In [128]:
import urllib3, certifi
from urllib3.util.retry import Retry

link = "https://www.metacritic.com/browse/movie/all/all/2024/metascore/?page=2"

# HTTP headers
headers = {
    "User-Agent": ("Mozilla/5.0 (Windows NT 10.0; Win64; x64) "
                   "AppleWebKit/537.36 (KHTML, like Gecko) "
                   "Chrome/127.0.0.0 Safari/537.36"),
    "Accept": "text/html,application/xhtml+xml,application/xml;q=0.9,*/*;q=0.8",
    "Accept-Language": "en-US,en;q=0.9",
    "Referer": "https://www.metacritic.com/",
}

# Retry strategy
retries = Retry(
    total=3,
    backoff_factor=0.5,
    status_forcelist=[429, 500, 502, 503, 504],
    allowed_methods=["GET"]
)

# Python request pool
http = urllib3.PoolManager(
    ca_certs=certifi.where(),
    retries=retries,
    headers=headers,
)

# Init web request
r = http.request("GET", link)

# Bytes to text
datastring = str(r.data, 'utf-8')

# Debug output
print(r.status)
print(len(datastring))

200
316598


In [129]:
import re

# Search for titles
titles = re.findall(r'<div data-title="(.*?)" class="c-finderProductCard_title">', datastring)
print(f"Retrieved {len(titles)} movie titles")

Retrieved 24 movie titles


In [130]:
import re

# Search for release dates
release_dates = re.findall(r'<span class="u-text-uppercase">\s*(.*?)\s*</span>', datastring)
print(f"Retrieved {len(release_dates)} movie release dates")
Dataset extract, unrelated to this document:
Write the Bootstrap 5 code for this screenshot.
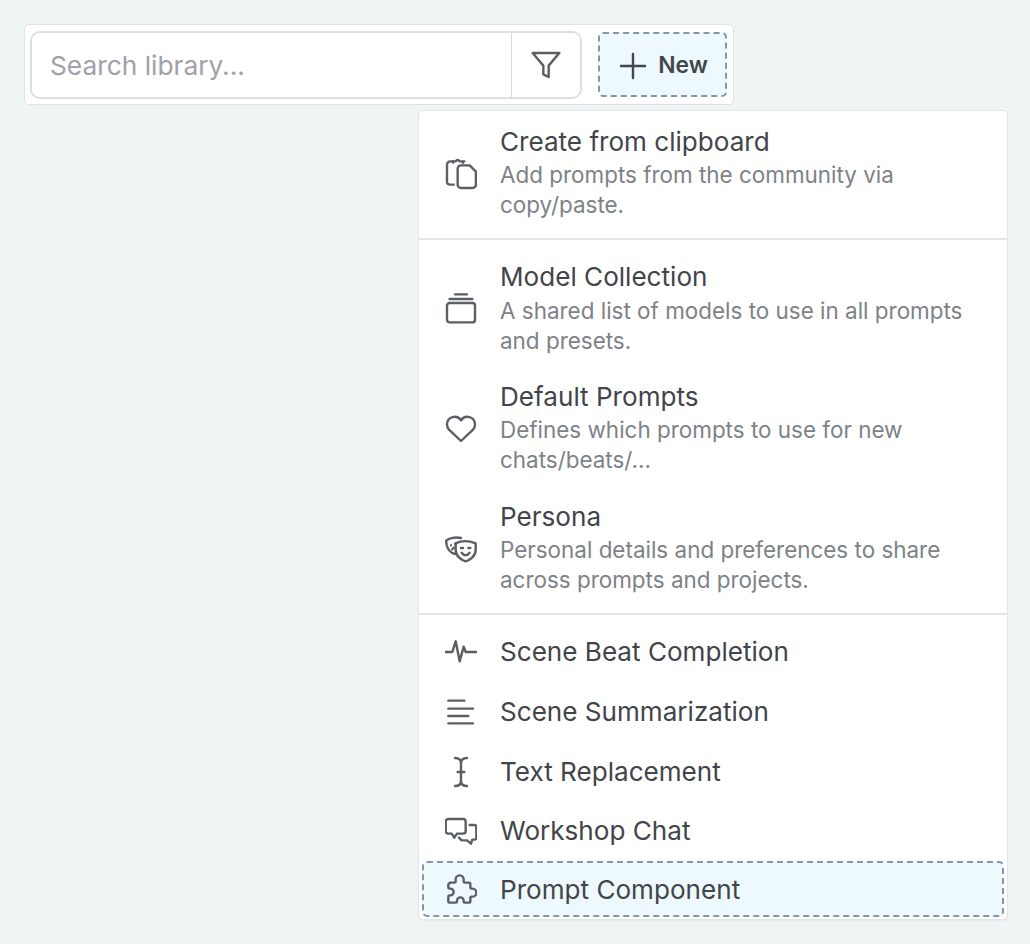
<!DOCTYPE html>
<html lang="en">
<head>
  <meta charset="UTF-8">
  <title>Library</title>
  <meta name="viewport" content="width=device-width, initial-scale=1">
  <link href="https://cdn.jsdelivr.net/npm/bootstrap@5.3.0/dist/css/bootstrap.min.css" rel="stylesheet">
  <style>
    body {
      background-color: #eff5f4;
      font-family: "Inter", "Liberation Sans", sans-serif;
      color: #3c4045;
      height: 944px;
      overflow: hidden;
    }
    .page-wrap {
      position: relative;
      width: 1030px;
      height: 944px;
      padding: 24px;
    }
    .lib-bar {
      width: 710px;
      height: 81px;
      padding: 5px;
      gap: 16px;
      background: #fff;
      border: 1px solid #dfe3e5;
      border-radius: 5px;
    }
    .lib-search {
      width: 552px;
      height: 68px;
      border: 2px solid #dcdfe2;
      border-radius: 10px;
      overflow: hidden;
      background: #fff;
    }
    .lib-search input {
      border: 0;
      outline: 0;
      flex: 1 1 auto;
      min-width: 0;
      padding: 3px 18px 0;
      font-size: 26.3px;
      color: #3c4045;
    }
    .lib-search input::placeholder {
      color: #a0a1a8;
      opacity: 1;
    }
    .lib-filter {
      width: 69px;
      border: 0;
      border-left: 1px solid #d8dbde;
      border-radius: 0;
      padding: 0;
      background: #fff;
    }
    .lib-new {
      width: 129px;
      height: 65px;
      padding: 2px 0 0;
      gap: 9px;
      font-size: 22.8px;
      font-weight: 600;
      color: #41474d;
      background: #eef9fd;
      border: 2px dashed #8497a9;
      border-radius: 5px;
    }
    .lib-menu {
      position: absolute;
      left: 418px;
      top: 110px;
      width: 590px;
      height: 810px;
      padding: 4.5px 3px 3px;
      gap: 3.7px;
      border: 1px solid #e2e6e8;
      border-radius: 5px;
      box-shadow: 0 1px 2px rgba(0, 0, 0, .05);
    }
    .lib-menu .dropdown-divider {
      border-top: 2px solid #e3e5e7;
      opacity: 1;
    }
    .lib-menu .divider-one {
      margin: 2.8px -3px 7.3px;
    }
    .lib-menu .divider-two {
      margin: 3.3px -3px 5.3px;
    }
    .lib-item {
      display: flex;
      align-items: center;
      gap: 23px;
      height: 56px;
      padding: 0 22px;
      flex: 0 0 auto;
      font-size: 26.1px;
      line-height: 30px;
      color: #41454a;
      border: 1px solid transparent;
      border-radius: 5px;
      white-space: normal;
    }
    .lib-item.two-line {
      height: 116px;
    }
    .lib-item.focused {
      margin-top: -2.2px;
      padding: 2.4px 20px 0 21px;
      background: #eef9fd;
      border: 2px dashed #8497a9;
    }
    .lib-title {
      display: block;
      line-height: 34px;
      margin-top: -2px;
      margin-bottom: 1.6px;
    }
    .lib-desc {
      display: block;
      font-size: 22.45px;
      line-height: 30px;
      color: #7e8286;
    }
    .lib-ico {
      flex: 0 0 32px;
      width: 32px;
      height: 32px;
      fill: none;
      stroke: #5b5e62;
      stroke-width: 1.8;
      stroke-linecap: round;
      stroke-linejoin: round;
    }
    .lib-new .lib-ico {
      stroke: #41474d;
    }
  </style>
</head>
<body>
  <div class="page-wrap">
    <div class="lib-bar d-flex align-items-center">
      <div class="lib-search d-flex">
        <input type="text" placeholder="Search library...">
        <button class="btn lib-filter d-flex align-items-center justify-content-center" type="button" aria-label="Filter">
          <svg class="lib-ico" viewBox="0 0 24 24"><path d="M22 3H2l8 9.46V19l4 2v-8.54L22 3z"/></svg>
        </button>
      </div>
      <button class="btn lib-new d-flex align-items-center justify-content-center" type="button">
        <svg class="lib-ico" viewBox="0 0 24 24"><path d="M12 3v18M3 12h18"/></svg>
        New
      </button>
    </div>

    <div class="dropdown-menu show d-flex flex-column lib-menu">
      <a class="lib-item two-line text-decoration-none" href="#">
        <svg class="lib-ico" viewBox="0 0 24 24"><path d="M6.500 20H3.500a2 2 0 0 1-2-2V5a2.500 2.500 0 0 1 2.500-2.500H6"/><path d="M6 3.500v-1h2q1.500-2 3 0h2.500v1M13.500 2.500h1"/><path d="M9.500 8a2.500 2.500 0 0 1 2.500-2.500h6.500l4.700 4.700v9.800a2.500 2.500 0 0 1-2.500 2.500H12a2.500 2.500 0 0 1-2.500-2.500z"/></svg>
        <span>
          <span class="lib-title">Create from clipboard</span>
          <span class="lib-desc">Add prompts from the community via copy/paste.</span>
        </span>
      </a>
      <hr class="dropdown-divider divider-one">
      <a class="lib-item two-line text-decoration-none" href="#">
        <svg class="lib-ico" viewBox="0 0 24 24"><path d="M7.500 1h9M3.500 4.500h17"/><rect x="1.500" y="7.500" width="21" height="14.500" rx="2"/></svg>
        <span>
          <span class="lib-title">Model Collection</span>
          <span class="lib-desc">A shared list of models to use in all prompts and presets.</span>
        </span>
      </a>
      <a class="lib-item two-line text-decoration-none" href="#">
        <svg class="lib-ico" viewBox="0 0 24 24"><path d="M12 21L3 12.500A6 6 0 0 1 1.500 8.500 5.700 5.700 0 0 1 12 5.500 5.700 5.700 0 0 1 22.500 8.500 6 6 0 0 1 21 12.500z"/></svg>
        <span>
          <span class="lib-title">Default Prompts</span>
          <span class="lib-desc">Defines which prompts to use for new chats/beats/...</span>
        </span>
      </a>
      <a class="lib-item two-line text-decoration-none" href="#">
        <svg class="lib-ico" viewBox="0 0 24 24"><path d="M7.500 16.500C4 15.500 1.800 13 1.200 9.500L.8 6.500C3 4.500 8 3.500 12 4.500"/><path d="M4.500 10h.01M7.500 9h.01M5.500 13c.5-1 1.200-1.500 2-1.500"/><path d="M8 8.500C12 6.500 18 6.500 23 8.500v5c0 4.500-4 7.500-7.500 8.500-3.500-1-7.500-4-7.500-8.500z"/><path d="M12 12h1.500M17.500 12h1.500M12.500 15.500c1.500 2.500 4.500 2.500 6 0"/></svg>
        <span>
          <span class="lib-title">Persona</span>
          <span class="lib-desc">Personal details and preferences to share across prompts and projects.</span>
        </span>
      </a>
      <hr class="dropdown-divider divider-two">
      <a class="lib-item text-decoration-none" href="#">
        <svg class="lib-ico" viewBox="0 0 24 24"><path d="M0 12h5.500l2.500 -8l3 15l3 -11l1.500 4h8"/></svg>
        Scene Beat Completion
      </a>
      <a class="lib-item text-decoration-none" href="#">
        <svg class="lib-ico" viewBox="0 0 24 24"><path d="M2.500 3.500h12M2.500 9.500h18.500M2.500 15h15M2.500 20.500h18.500"/></svg>
        Scene Summarization
      </a>
      <a class="lib-item text-decoration-none" href="#">
        <svg class="lib-ico" viewBox="0 0 24 24"><path d="M9.500 12h5M7.500 1.500c3 0 4.500 1.500 4.500 4v13c0 2.500-1.500 4-4.500 4M16.500 1.500c-3 0-4.500 1.500-4.500 4v13c0 2.500 1.500 4 4.500 4"/></svg>
        Text Replacement
      </a>
      <a class="lib-item text-decoration-none" href="#">
        <svg class="lib-ico" viewBox="0 0 24 24"><path d="M2.500 3h11a2 2 0 0 1 2 2v7a2 2 0 0 1-2 2H9l-2 3-2-3H2.500a2 2 0 0 1-2-2V5a2 2 0 0 1 2-2z"/><path d="M18.500 7.500H22a1.500 1.500 0 0 1 1.500 1.500v8a1.500 1.500 0 0 1-1.500 1.500h-1.500l-1 3-3-2.500H12.500l-2-2"/></svg>
        Workshop Chat
      </a>
      <a class="lib-item focused text-decoration-none" href="#">
        <svg class="lib-ico" viewBox="0 0 24 24"><path d="M3.500 6.500h3.500a1 1 0 0 0 1-1v-1.500a3 3 0 0 1 6 0v1.500a1 1 0 0 0 1 1h3a1 1 0 0 1 1 1v2.500a1 1 0 0 0 1 1h.5a3 3 0 0 1 0 6h-.5a1 1 0 0 0-1 1v2.500a1 1 0 0 1-1 1h-3a1 1 0 0 1-1-1v-.5a2.500 2.500 0 0 0-5 0v.5a1 1 0 0 1-1 1H3.500a1 1 0 0 1-1-1v-3.500a1 1 0 0 1 1-1h.5a2.500 2.500 0 0 0 0-5h-.5a1 1 0 0 1-1-1v-2a1 1 0 0 1 1-1z"/></svg>
        Prompt Component
      </a>
    </div>
  </div>
  <script src="https://cdn.jsdelivr.net/npm/bootstrap@5.3.0/dist/js/bootstrap.bundle.min.js"></script>
</body>
</html>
Retrieved 24 movie release dates


In [131]:
import re

# Search for release dates
meta_score = re.findall(r'<span data-v-e408cafe>(.*?)</span>', datastring)
print(f"Retrieved {len(meta_score)} movie meta scores")

Retrieved 24 movie meta scores


In [132]:
import re

# Search for descriptions
description = re.findall(r'<div class="c-finderProductCard_description"><span>(.*?)\s*<\/span>', datastring)
print(f"Retrieved {len(description)} movie descriptions")

Retrieved 24 movie descriptions


In [133]:
import pandas as pd
import tabulate as tab

# Create a DataFrame
df = pd.DataFrame({
    "Title": titles,
    "Description": description,
    "Release Date": release_dates,
    "Meta Score": meta_score
})

# Show the DataFrame
print(tab.tabulate(df, showindex=False, headers=df.columns))

Title                                                 Description                                                                                                                                                                                                                                                                                                                                                                                                                                                                                                                                                                                                                                                                                                          Release Date      Meta Score
----------------------------------------------------  --------------------------------------------------------------------------------------------------------------------------------------------------------------------------